Customer Success Stories
Find customers who switched from competitors and interview them about the specific problems they experienced. These authentic stories resonate because they mirror Reddit discussions.
Product Updates and Release Notes
When you launch features that address competitor shortcomings, explicitly mention it. “Unlike other tools that require manual exports, we now offer real-time syncing” speaks directly to known pain points.
Conclusion
Competitor complaints on Reddit aren’t just fascinating reading - they’re a strategic goldmine for building better products and winning market share. By systematically discovering, analyzing, and acting on these insights, you transform user frustrations into your competitive edge.
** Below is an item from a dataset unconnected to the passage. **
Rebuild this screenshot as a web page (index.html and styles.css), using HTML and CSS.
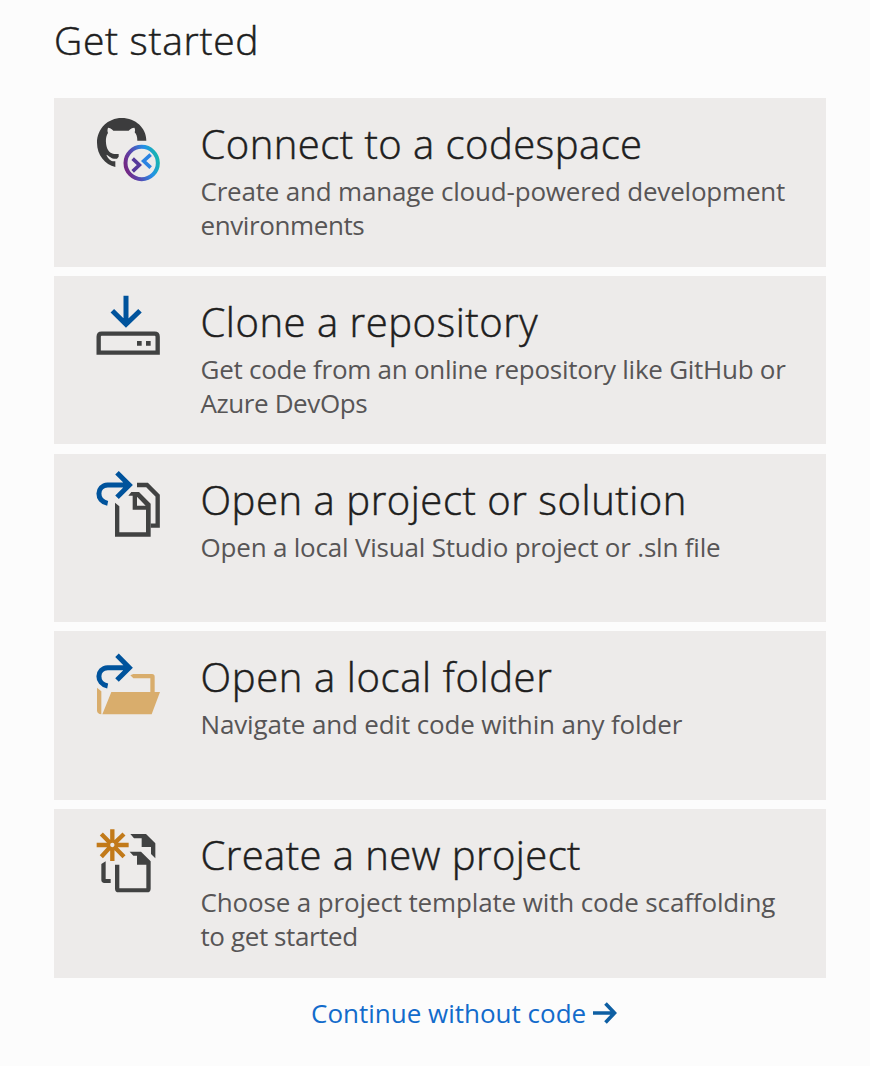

Remember: every complaint you find represents a user ready to switch to a solution that actually addresses their needs. Your job is to build that solution and make sure they know about it.
Start with the subreddits most relevant to your industry, use advanced search techniques to surface meaningful complaints, categorize and prioritize what you find, and most importantly - take action. Whether that means building new features, refining your messaging, or creating content that speaks to specific pain points, turn insights into execution.
The companies that win aren’t necessarily those with the most resources - they’re the ones who listen best to what users are actually saying. Reddit gives you a direct line to those conversations. Use it wisely.